While back in Mississippi on Friday, Senator Wicker brushed off the recent criticism that the agency has received amid recent conversations surrounding illegal immigration in America. 

“I’m just amazed at the overreaction of some of my colleagues in House and Senate,” he said. “We have to have a border policy. Now, we can debate about who gets to come in, and when they have to wait for an adjudication, what type of facilities they have to wait in and things of that nature, but to say that we don’t need an agency to enforce the immigration policy is just way outside the political mainstream.”

In response to the terrorist attacks on 9/11, ICE was created by Congress as part of the Department of Homeland Security in 2003. During fiscal year (FY) 2017, ICE Enforcement and Removal Operations (ERO) arrested more than 127,000 illegal aliens with criminal convictions or charges.

The resolution and Wicker’s comments come after three House Democrats introduced a bill which aimed to break up ICE and establish a new agency. The new agency would’ve been made up of a 17-member commission in an effort to create what they called a more “humane” immigration agency. 

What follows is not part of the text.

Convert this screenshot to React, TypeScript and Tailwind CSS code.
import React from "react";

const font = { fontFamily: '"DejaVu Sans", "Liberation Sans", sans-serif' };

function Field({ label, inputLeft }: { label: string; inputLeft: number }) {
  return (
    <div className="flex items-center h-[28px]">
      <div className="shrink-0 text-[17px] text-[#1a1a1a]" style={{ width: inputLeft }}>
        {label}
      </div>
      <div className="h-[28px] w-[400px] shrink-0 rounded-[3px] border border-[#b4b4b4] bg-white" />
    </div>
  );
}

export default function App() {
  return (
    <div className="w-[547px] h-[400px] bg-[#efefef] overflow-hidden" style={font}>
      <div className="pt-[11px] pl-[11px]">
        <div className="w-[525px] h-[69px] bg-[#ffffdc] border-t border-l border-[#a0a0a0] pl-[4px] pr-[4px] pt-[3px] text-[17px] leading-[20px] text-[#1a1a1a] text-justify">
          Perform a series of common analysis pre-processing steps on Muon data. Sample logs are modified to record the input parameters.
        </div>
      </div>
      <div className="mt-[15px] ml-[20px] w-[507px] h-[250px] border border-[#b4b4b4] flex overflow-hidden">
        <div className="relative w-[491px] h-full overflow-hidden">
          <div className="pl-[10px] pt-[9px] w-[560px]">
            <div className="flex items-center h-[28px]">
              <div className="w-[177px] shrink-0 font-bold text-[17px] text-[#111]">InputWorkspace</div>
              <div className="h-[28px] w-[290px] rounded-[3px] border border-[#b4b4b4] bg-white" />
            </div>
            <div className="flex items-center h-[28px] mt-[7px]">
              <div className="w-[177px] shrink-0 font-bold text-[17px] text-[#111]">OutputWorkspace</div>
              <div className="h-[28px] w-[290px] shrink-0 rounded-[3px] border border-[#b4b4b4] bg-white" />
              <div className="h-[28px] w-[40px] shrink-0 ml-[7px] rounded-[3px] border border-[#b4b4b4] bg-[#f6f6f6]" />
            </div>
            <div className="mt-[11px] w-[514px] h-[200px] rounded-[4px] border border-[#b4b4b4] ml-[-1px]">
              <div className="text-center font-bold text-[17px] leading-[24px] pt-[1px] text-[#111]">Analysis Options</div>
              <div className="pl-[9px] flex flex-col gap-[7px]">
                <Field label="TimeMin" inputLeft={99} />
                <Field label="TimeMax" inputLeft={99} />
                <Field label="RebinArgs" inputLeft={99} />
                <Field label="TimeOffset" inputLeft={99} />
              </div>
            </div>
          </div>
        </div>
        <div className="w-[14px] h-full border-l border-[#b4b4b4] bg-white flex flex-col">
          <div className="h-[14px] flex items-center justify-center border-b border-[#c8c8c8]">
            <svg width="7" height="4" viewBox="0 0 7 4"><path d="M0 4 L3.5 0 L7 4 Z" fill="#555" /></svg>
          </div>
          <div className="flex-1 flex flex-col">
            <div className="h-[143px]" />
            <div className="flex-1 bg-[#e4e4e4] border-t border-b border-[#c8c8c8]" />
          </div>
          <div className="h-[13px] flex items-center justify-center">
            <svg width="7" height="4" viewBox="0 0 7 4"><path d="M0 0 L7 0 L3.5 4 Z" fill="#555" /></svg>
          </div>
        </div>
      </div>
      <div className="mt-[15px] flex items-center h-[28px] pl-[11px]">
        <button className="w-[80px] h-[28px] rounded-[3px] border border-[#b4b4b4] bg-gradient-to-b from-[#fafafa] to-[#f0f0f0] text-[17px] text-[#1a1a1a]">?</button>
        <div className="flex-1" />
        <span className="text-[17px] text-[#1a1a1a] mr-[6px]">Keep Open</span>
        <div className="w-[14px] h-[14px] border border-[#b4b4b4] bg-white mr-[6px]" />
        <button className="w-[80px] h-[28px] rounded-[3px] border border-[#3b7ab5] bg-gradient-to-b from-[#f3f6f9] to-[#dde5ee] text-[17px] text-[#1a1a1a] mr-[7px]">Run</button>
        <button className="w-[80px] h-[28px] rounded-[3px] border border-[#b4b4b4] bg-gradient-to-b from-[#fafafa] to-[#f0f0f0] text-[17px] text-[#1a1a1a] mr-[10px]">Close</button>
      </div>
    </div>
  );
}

“ICE has become synonymous with immigration raids, home invasions, family separation, abusive detention practices, and chronic noncompliance with the law,” the authors stated. “The agency is now failing to perform its core mission and that the best path forward would be to end it and start fresh.”

Wicker denounced the bill and said that those working within the agency deserve to be commended for their service. 

“We have a lot of people working for ICE from all demographic groups. They are great public servants and they don’t deserve to be demonized because they are doing a great job of enforcing what I think most Americans want. We want a humane way to enforce our borders, and I think that’s an attribute of being a sovereign country,” Wicker said.

The bill, introduced by Representatives Mark Pocan (WI), Pramila Jayapal (WA) and Adriano Espaillat (NY), will not be voted on after Speaker Paul Ryan nixed a potential vote, according to Politico.